The FA Women’s Super League (WSL) 2018/19 kicks off this weekend. So, we decided to forecast that as well.
Last season’s champions, Chelsea, are forecast to come up even at home to Manchester City, with the most likely scoreline being 1-1.
In the Women’s Championship, newcomers Manchester United are forecast to start their season with a 0-1 away win at Aston Villa.

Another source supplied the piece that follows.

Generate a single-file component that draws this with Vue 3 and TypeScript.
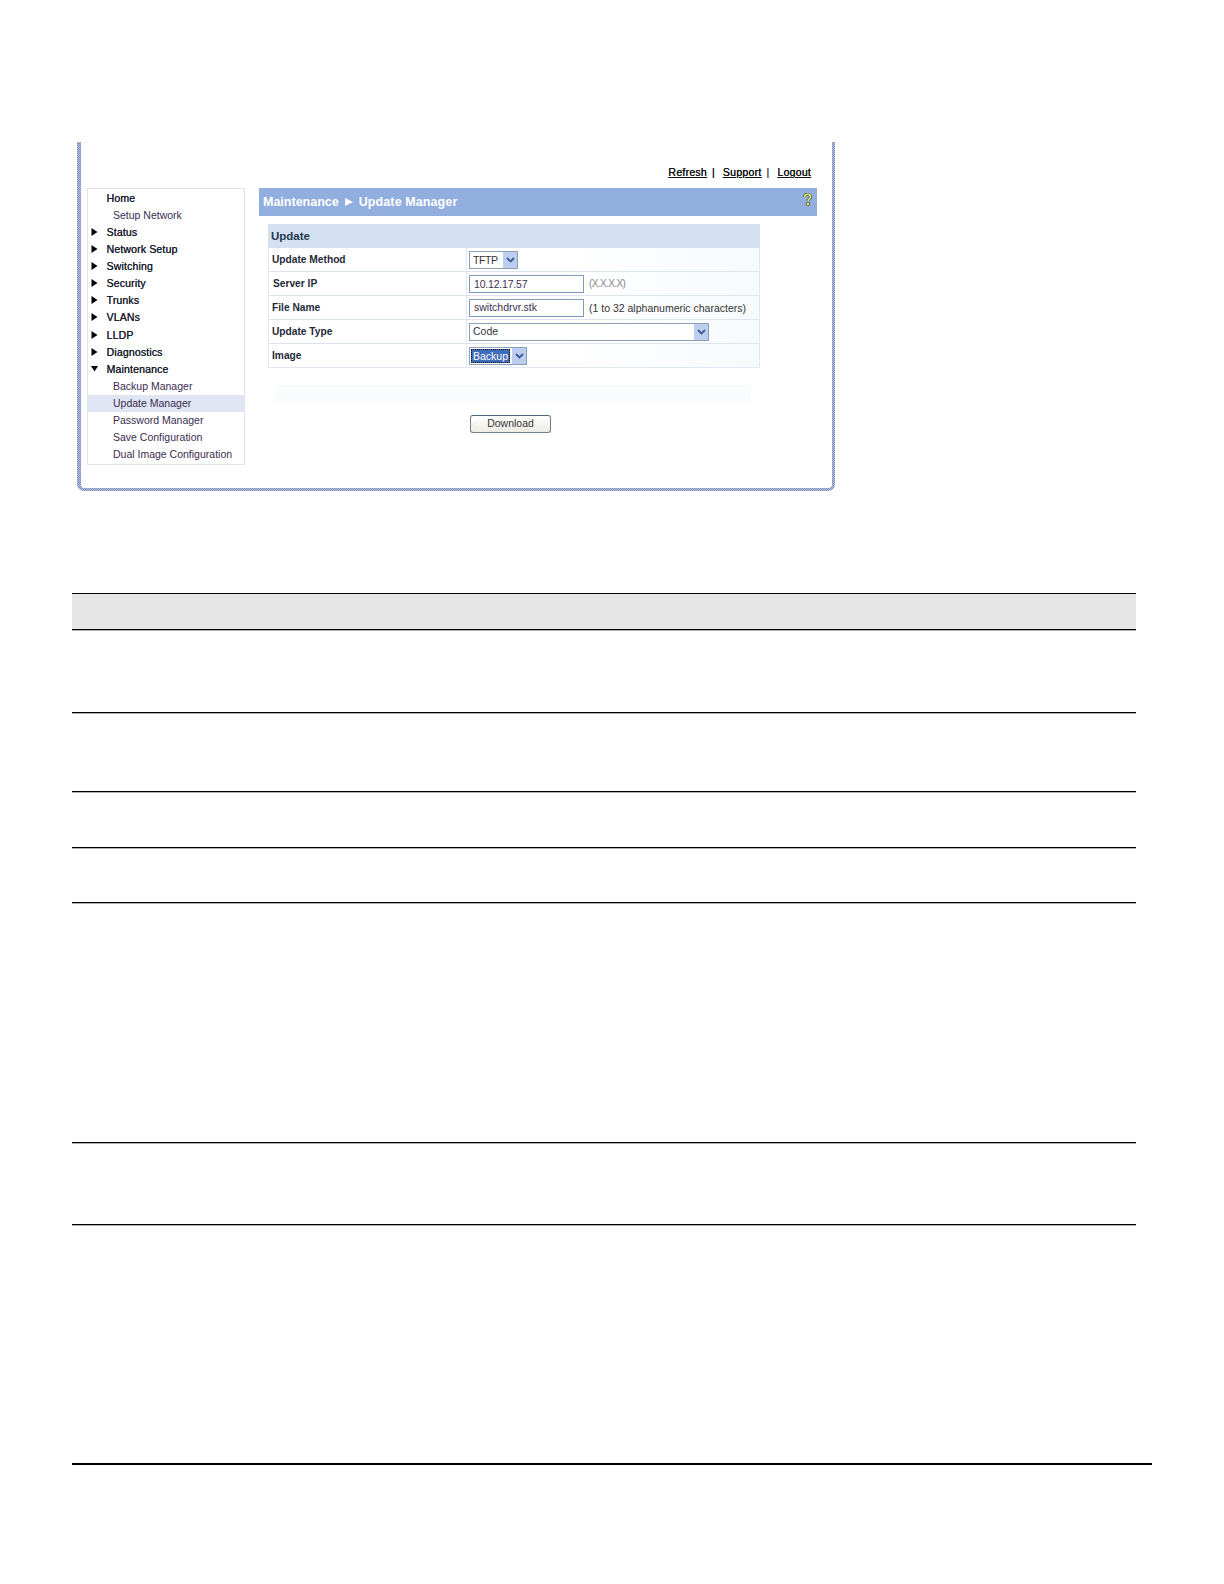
<script setup lang="ts">
interface NavItem { label: string; kind: 'top' | 'sub'; arrow?: 'right' | 'down'; active?: boolean }
const nav: NavItem[] = [
  { label: 'Home', kind: 'top' },
  { label: 'Setup Network', kind: 'sub' },
  { label: 'Status', kind: 'top', arrow: 'right' },
  { label: 'Network Setup', kind: 'top', arrow: 'right' },
  { label: 'Switching', kind: 'top', arrow: 'right' },
  { label: 'Security', kind: 'top', arrow: 'right' },
  { label: 'Trunks', kind: 'top', arrow: 'right' },
  { label: 'VLANs', kind: 'top', arrow: 'right' },
  { label: 'LLDP', kind: 'top', arrow: 'right' },
  { label: 'Diagnostics', kind: 'top', arrow: 'right' },
  { label: 'Maintenance', kind: 'top', arrow: 'down' },
  { label: 'Backup Manager', kind: 'sub' },
  { label: 'Update Manager', kind: 'sub', active: true },
  { label: 'Password Manager', kind: 'sub' },
  { label: 'Save Configuration', kind: 'sub' },
  { label: 'Dual Image Configuration', kind: 'sub' },
]
const ruleHeights: number[] = [83, 79, 56, 55, 240, 82]
</script>

<template>
  <div class="page">
    <div class="frame">
      <div class="toplinks">
        <a>Refresh</a><span class="sep">|</span>
        <a>Support</a><span class="sep light">|</span>
        <a>Logout</a>
      </div>
      <div class="columns">
        <nav class="side">
          <div v-for="n in nav" :key="n.label" class="nav" :class="[n.kind, { active: n.active }]">
            <svg v-if="n.arrow" class="arrow" width="7" height="8" viewBox="0 0 7 8">
              <path v-if="n.arrow === 'right'" d="M0.5 0 L6.5 4 L0.5 8 Z" fill="#000" />
              <path v-else d="M0 1 L7 1 L3.5 6.5 Z" fill="#000" />
            </svg>
            <span>{{ n.label }}</span>
          </div>
        </nav>
        <main class="main">
          <div class="banner">
            <span>Maintenance</span>
            <svg width="8" height="8" viewBox="0 0 8 8"><path d="M0 0 L8 4 L0 8 Z" fill="#fff" /></svg>
            <span class="crumb2">Update Manager</span>
            <svg class="help" width="9" height="13" viewBox="0 0 9 13">
              <path d="M1.6 4.2 C1.6 2.2 3 1.3 4.5 1.3 C6.2 1.3 7.5 2.5 7.5 4 C7.5 5.6 5.2 6 5 8.2" fill="none" stroke="#3f5f34" stroke-width="3" />
              <path d="M1.6 4.2 C1.6 2.2 3 1.3 4.5 1.3 C6.2 1.3 7.5 2.5 7.5 4 C7.5 5.6 5.2 6 5 8.2" fill="none" stroke="#eef27a" stroke-width="1.5" />
              <circle cx="4.9" cy="11" r="1.7" fill="#eef27a" stroke="#3f5f34" stroke-width="0.9" />
            </svg>
          </div>
          <div class="form">
            <div class="form-head">Update</div>
            <div class="row">
              <div class="label">Update Method</div>
              <div class="val">
                <div class="select tftp"><span class="sel-text">TFTP</span><span class="drop"><svg width="9" height="6" viewBox="0 0 9 6"><path d="M1 1 L4.5 4.5 L8 1" fill="none" stroke="#3c5a94" stroke-width="1.8" /></svg></span></div>
              </div>
            </div>
            <div class="row">
              <div class="label indent">Server IP</div>
              <div class="val"><div class="input tight">10.12.17.57</div><span class="hint muted">(X.X.X.X)</span></div>
            </div>
            <div class="row">
              <div class="label">File Name</div>
              <div class="val raised"><div class="input">switchdrvr.stk</div><span class="hint">(1 to 32 alphanumeric characters)</span></div>
            </div>
            <div class="row">
              <div class="label">Update Type</div>
              <div class="val">
                <div class="select code"><span class="sel-text lifted">Code</span><span class="drop"><svg width="9" height="6" viewBox="0 0 9 6"><path d="M1 1 L4.5 4.5 L8 1" fill="none" stroke="#3c5a94" stroke-width="1.8" /></svg></span></div>
              </div>
            </div>
            <div class="row">
              <div class="label">Image</div>
              <div class="val">
                <div class="select backup"><span class="sel-text picked">Backup</span><span class="drop"><svg width="9" height="6" viewBox="0 0 9 6"><path d="M1 1 L4.5 4.5 L8 1" fill="none" stroke="#3c5a94" stroke-width="1.8" /></svg></span></div>
              </div>
            </div>
          </div>
          <div class="strip"></div>
          <div class="actions"><button class="btn" type="button">Download</button></div>
        </main>
      </div>
    </div>

    <section class="doc-table">
      <div class="thead"></div>
      <div v-for="(h, i) in ruleHeights" :key="i" class="trow" :style="{ height: h + 'px' }"></div>
      <div class="tlast"></div>
    </section>
    <div class="foot-rule"></div>
  </div>
</template>

<style scoped>
.page {
  width: 1224px;
  height: 1584px;
  box-sizing: border-box;
  padding: 142px 0 0 77px;
  background: #fff;
  font-family: "Liberation Sans", Arial, sans-serif;
  overflow: hidden;
}
.frame {
  width: 758px;
  height: 349px;
  box-sizing: border-box;
  border-style: solid;
  border-color: transparent;
  border-width: 0 3px 3px 4px;
  border-radius: 0 0 7px 7px;
  background:
    linear-gradient(#fff, #fff) padding-box,
    repeating-conic-gradient(#7c90ba 0 25%, #b3c2df 0 50%) 0 0 / 2px 2px border-box;
  padding: 24px 0 0 6px;
}
.toplinks {
  display: flex;
  justify-content: flex-end;
  align-items: center;
  height: 12px;
  padding-right: 21px;
  font-size: 10.5px;
  letter-spacing: 0.25px;
  color: #111;
  text-shadow: 0.2px 0 0 #111;
}
.toplinks a { text-decoration: underline; }
.sep { margin: 0 8px 0 5px; }
.sep.light { color: #666; }
.columns {
  display: flex;
  margin-top: 10px;
  gap: 14px;
}
.side {
  width: 158px;
  height: 277px;
  box-sizing: border-box;
  border: 1px solid #e0e5ec;
  padding-top: 1px;
}
.nav {
  position: relative;
  height: 17.07px;
  line-height: 17px;
  font-size: 10.5px;
  white-space: nowrap;
}
.nav.top { padding-left: 18.5px; color: #1a2230; letter-spacing: 0.16px; text-shadow: 0.2px 0 0 #1a2230; }
.nav.sub { padding-left: 25px; color: #3a2c50; }
.nav.active { background: #dfe5f3; }
.arrow { position: absolute; left: 3px; top: 4px; }
.main { width: 558px; }
.banner {
  position: relative;
  height: 28px;
  background: #92aedf;
  display: flex;
  align-items: center;
  padding-left: 4px;
  gap: 6px;
  color: #fff;
  font-size: 12.5px;
  font-weight: 700;
}
.crumb2 { letter-spacing: 0.1px; }
.help { position: absolute; right: 5px; top: 5px; }
.form {
  margin: 8px 0 0 9px;
  width: 492px;
  box-sizing: border-box;
  border: 1px solid #e2e8f2;
  border-top: none;
}
.form-head {
  height: 24px;
  margin: 0 -1px;
  line-height: 24px;
  padding-left: 3px;
  background: #d3e1f3;
  font-size: 11.5px;
  font-weight: 700;
  color: #27384f;
}
.row {
  display: flex;
  height: 24px;
  box-sizing: border-box;
  border-bottom: 1px solid #dde4ee;
  background: linear-gradient(to right, #fff 60%, #f7fafd);
}
.row:last-child { border-bottom: none; height: 23px; }
.label {
  width: 198px;
  box-sizing: border-box;
  border-right: 1px solid #e2e8f2;
  padding-left: 3px;
  line-height: 23px;
  font-size: 10.2px;
  font-weight: 700;
  color: #1e2a3a;
}
.label.indent { padding-left: 4px; }
.val {
  display: flex;
  align-items: center;
  padding-left: 2px;
  font-size: 10.5px;
  color: #333;
}
.val.raised { line-height: 14px; }
.val.raised .input { line-height: 14px; }
.select {
  display: flex;
  align-items: center;
  justify-content: space-between;
  height: 18px;
  box-sizing: border-box;
  border: 1px solid #8aa0b8;
  background: #fff;
  padding: 0 0 0 3px;
}
.select.tftp { width: 49px; letter-spacing: -0.4px; }
.select.code { width: 240px; }
.select.backup { width: 58px; padding-left: 1px; }
.lifted { padding-bottom: 1px; }
.drop {
  width: 14px;
  height: 16px;
  display: flex;
  align-items: center;
  justify-content: center;
  background: #bccdf0;
}
.picked {
  background: #3f6bbd;
  color: #fff;
  outline: 1px dotted #111;
  outline-offset: -1px;
  padding: 0 2px;
  height: 14px;
  line-height: 14px;
}
.input {
  width: 115px;
  height: 18px;
  box-sizing: border-box;
  border: 1px solid #7f9db9;
  line-height: 16px;
  padding-left: 4px;
  color: #3a3350;
  background: #fff;
}
.input.tight { letter-spacing: -0.2px; }
.hint { margin-left: 5px; color: #333; }
.hint.muted { color: #888; font-size: 10px; letter-spacing: -0.6px; }
.strip {
  margin: 17px 0 0 16px;
  width: 476px;
  height: 18px;
  background: #fafbfd;
}
.actions { margin-top: 12px; padding-left: 211px; }
.btn {
  display: block;
  width: 81px;
  height: 18px;
  padding: 0 0 2px;
  border: 1px solid #708090;
  border-top-color: #4a6a80;
  border-radius: 3px;
  background: linear-gradient(#fff, #ecebe4);
  font-family: inherit;
  font-size: 10.5px;
  color: #333;
}
.doc-table {
  margin: 102px 0 0 -5px;
  width: 1064px;
}
.thead {
  height: 37px;
  box-sizing: border-box;
  background: #e6e6e6;
  border-top: 1px solid #000;
  border-bottom: 1px solid #000;
  box-shadow: 0 1px 0 #b0b0b0;
}
.trow {
  box-sizing: border-box;
  border-bottom: 1px solid #000;
  box-shadow: 0 1px 0 #b0b0b0;
}
.tlast { height: 238px; }
.foot-rule {
  width: 1080px;
  height: 2px;
  margin-left: -5px;
  background: #000;
}
</style>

The rest of our WSL forecasts are in the the table below:

  • The Forecast scoreline, with the % chance of that happening
  • The % chance of a win by the Home team, P(H), or Away team, P(A) (with one hundred minus those two numbers giving the % chance of a draw
Forecast Win (%)
Score Pr (%) P(H) P(A)
WSL
Arsenal Liverpool 2-1 9 67 13
Birmingham City Everton 1-0 12 53 15
Brighton & Hove Albion Bristol City 1-2 8 36 38
Chelsea Manchester City 1-1 13 30 37
Reading Yeovil Town 3-0 8 89 2
WC
Sheffield United Durham 1-2 8 30 48
Aston Villa Manchester United 0-1 12 11 63
Crystal Palace Leicester City 2-1 8 63 17
Millwall Lewes 2-1 9 73 10
Tottenham Hotspur London Bees 2-1 7 58 22

As discussed before (here, here & here), we continue to tinker with our forecasting method. Our aim has always been to provide a single scoreline forecast to hang our hats on. But it is challenging to balance both plausible result and score forecasts simultaneously, which will perform well against some metric. Therefore, we are now making “Fuzzy Conditional” forecasts, discussed here.
As an academic exercise, the WSL offers us more data to use in improving the Model. It gives us the opportunity of apply the Model in a closed league (no relegation from the bottom tier). There is also the challenge of league expansion, as the WSL has gradually grown and split into two tiers.
For the WSL, we estimate a reduced down version of the Model used for the men’s English Football League forecasts. This is akin to what we use to generate forecasts for men’s international fixtures. The Model estimates and updates the relative attacking and defensive strengths of each team, and uses Elo strengths also.
We collected all data on women’s football results since 2011 from the official WSL website, but only estimate over the last three calendar years (552 matches). We had to circumvent the significant number of name changes in recent years (ZZZ Ladies to ZZZ Women, ZZZ WFC to ZZZ Women, etc.) so that we could build in the histories of these teams – a name change doesn’t mean that the entire team is new.